Easing the Pain

1 decade 2 years 5 months ago Monday, August 20 2007 Aug 20, 2007 Monday, August 20, 2007 5:11:45 PM CDT August 20, 2007 in News
Source: (Copyright 2007 The Associated Press All Rights Reserved.)

According to the Associated Press, usage of the five most prevalent painkillers has almost doubled in the past eight years. Those painkillers are morphine, codeine, oxycodone, meperidine, and hydrocodone. Bob Kilgore has been in the pharmacy business for years, but lately he has been filling more pain killer prescriptions.

"You know over the past 10 years, and I have been a pharmacist for quite a while, I am seeing more pain pills being prescribed," Kilgore said.

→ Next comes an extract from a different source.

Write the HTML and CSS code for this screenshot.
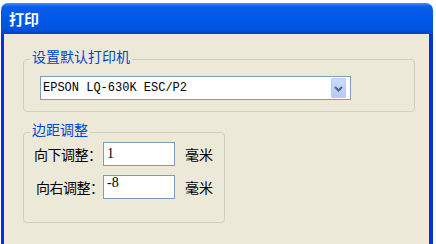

An Associated Press analysis shows the percentage of people using at least one of five major painkillers increased 90 percent between 1997 and 2005. And Missouri leads the nation in the use of the drug oxycodone, up 1,100% over the same period. However, oxycodone is not the only drug Missouri is selling at a high rate. The AP reports, communities around Kansas City sell codeine at some of the highest rates in the country, along with Nashville and Long Island, New York.  

The AP analyzed the FDA's data and reports a great deal of codeine users reside in suburban neighborhoods throughout the U.S. And in 2005 retail sold no less than 200,000 pounds of the drugs.

"I think there is also a trend unfortunately in the United States that some of these drugs are being used and prescribed inappropriately for patients that don't really need them and they are ending up on the street," Kilgore said.

This spike in usage could be a dangerous sign pointing towards more addiction to pain killers. However, officials do not think that is the main issue.

"I think one of the reasons its gone up is a lot of the people in the baby boomer generation, medicine has been more available to them. They are a part of the if its wrong then lets fix it, and they expect problems with their body to be fixed, rather than just live with them as people in the past have," Family Health Official Kay Strom said.

An aging and less pain tolerant population are big factors in this increase. And officials still are not sure why Missouri ranks so high in oxycodone usage. Officials are confident they will be able to screen out those who only want the drugs for recreation and be able to help those truly in pain.